The question has, in fact, been discussed frequently and earnestly, but it is plain to any thoughtful observer that the common mind of the Christian Church in America has not begun to arrive at any solid convictions or any permanent basis of action. The conscience of Christendom is halting and groping, perplexed by contradicting voices, still poorly informed on essential questions, justly reluctant to part with the treasured maxims of the past, and yet conscious of the imperious call of the future.

The essential purpose of Christianity was to transform human society into the kingdom of God by regenerating all human relations and reconstituting them in accordance with the will of God.

… No man shares his life with God whose religion does not flow out, naturally and without effort, into all relations of his life and reconstructs everything that it touches. Whoever uncouples the religious and the social life has not understood Jesus. Whoever sets any bounds for the reconstructive power of the religious life over the social relations and institutions of men, to that extent denies the faith of the Master.

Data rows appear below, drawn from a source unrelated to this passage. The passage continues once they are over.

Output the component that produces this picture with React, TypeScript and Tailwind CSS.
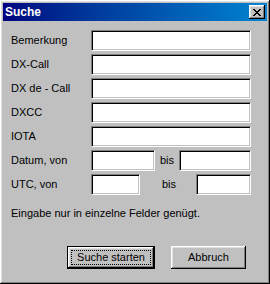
import React from 'react';

const sunken =
  'h-[21px] bg-white border border-t-[#808080] border-l-[#808080] border-r-white border-b-white shadow-[inset_1px_1px_0_#000,inset_-1px_-1px_0_#c0c0c0]';

const raised =
  'bg-[#c0c0c0] shadow-[inset_-1px_-1px_0_#000,inset_1px_1px_0_#fff,inset_-2px_-2px_0_#808080,inset_2px_2px_0_#dfdfdf]';

function Row({ label, children }: { label: string; children?: React.ReactNode }) {
  return (
    <div className="flex items-center h-[21px]">
      <span className="w-[80px] shrink-0">{label}</span>
      {children ?? <div className={`${sunken} w-[160px]`} />}
    </div>
  );
}

export default function App() {
  return (
    <div
      className={`w-[270px] h-[284px] p-[3px] flex flex-col text-[11px] leading-[13px] text-black ${raised}`}
      style={{ fontFamily: '"Liberation Sans", Arial, sans-serif' }}
    >
      {/* title bar */}
      <div className="h-[18px] shrink-0 flex items-center justify-between pl-[2px] pr-[2px] bg-gradient-to-r from-[#000080] to-[#1084d0]">
        <span className="text-white font-bold text-[12px]">Suche</span>
        <button className={`w-[16px] h-[14px] flex items-center justify-center ${raised}`} aria-label="Schließen">
          <svg width="8" height="7" viewBox="0 0 8 7" shapeRendering="crispEdges">
            <path
              d="M0 0h2v1H0zM6 0h2v1H6zM1 1h2v1H1zM5 1h2v1H5zM2 2h4v1H2zM3 3h2v1H3zM2 4h4v1H2zM1 5h2v1H1zM5 5h2v1H5zM0 6h2v1H0zM6 6h2v1H6z"
              fill="#000"
            />
          </svg>
        </button>
      </div>

      <div className="flex flex-col pl-[8px] pt-[9px]">
        <div className="flex flex-col gap-[3px]">
          <Row label="Bemerkung" />
          <Row label="DX-Call" />
          <Row label="DX de - Call" />
          <Row label="DXCC" />
          <Row label="IOTA" />
          <Row label="Datum, von">
            <div className={`${sunken} w-[64px]`} />
            <span className="w-[24px] pl-[5px]">bis</span>
            <div className={`${sunken} w-[72px]`} />
          </Row>
          <Row label="UTC, von">
            <div className={`${sunken} w-[49px]`} />
            <span className="w-[56px] pl-[22px]">bis</span>
            <div className={`${sunken} w-[55px]`} />
          </Row>
        </div>

        <p className="mt-[12px]">Eingabe nur in einzelne Felder genügt.</p>

        <div className="flex gap-[16px] mt-[26px] ml-[56px]">
          <button className="w-[88px] h-[23px] border border-black p-0">
            <div className={`w-full h-full p-[3px] ${raised}`}>
              <div className="w-full h-full border border-dotted border-black flex items-center justify-center">
                Suche starten
              </div>
            </div>
          </button>
          <button className={`w-[75px] h-[23px] flex items-center justify-center ${raised}`}>Abbruch</button>
        </div>
      </div>
    </div>
  );
}
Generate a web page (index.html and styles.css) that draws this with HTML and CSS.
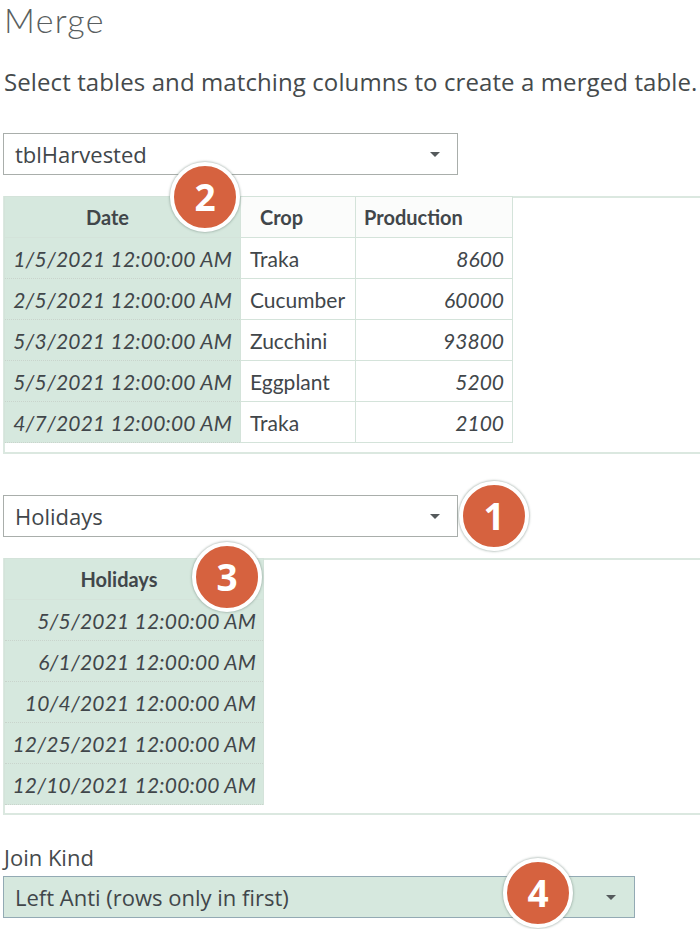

The fundamental purpose of Jesus was the establishment of the kingdom of God, which involved a thorough regeneration and reconstitution of social life. Primitive Christianity cherished an ardent hope of a radically new era, and within its limits sought to realize a social life on a new moral basis.

Thus Christianity as an historical movement was launched with all the purpose and hope, all the impetus and power, of a great revolutionary movement, pledged to change the world-as-it-is into the world-as-it-ought-to-be.

In general, the Church has often rendered valuable aid by joining the advanced public conscience of any period in its protest against some single intolerable evil, but it has accepted as inevitable the general social system under which the world was living at the time, and has not undertaken any thoroughgoing social reconstruction in accordance with Christian principles.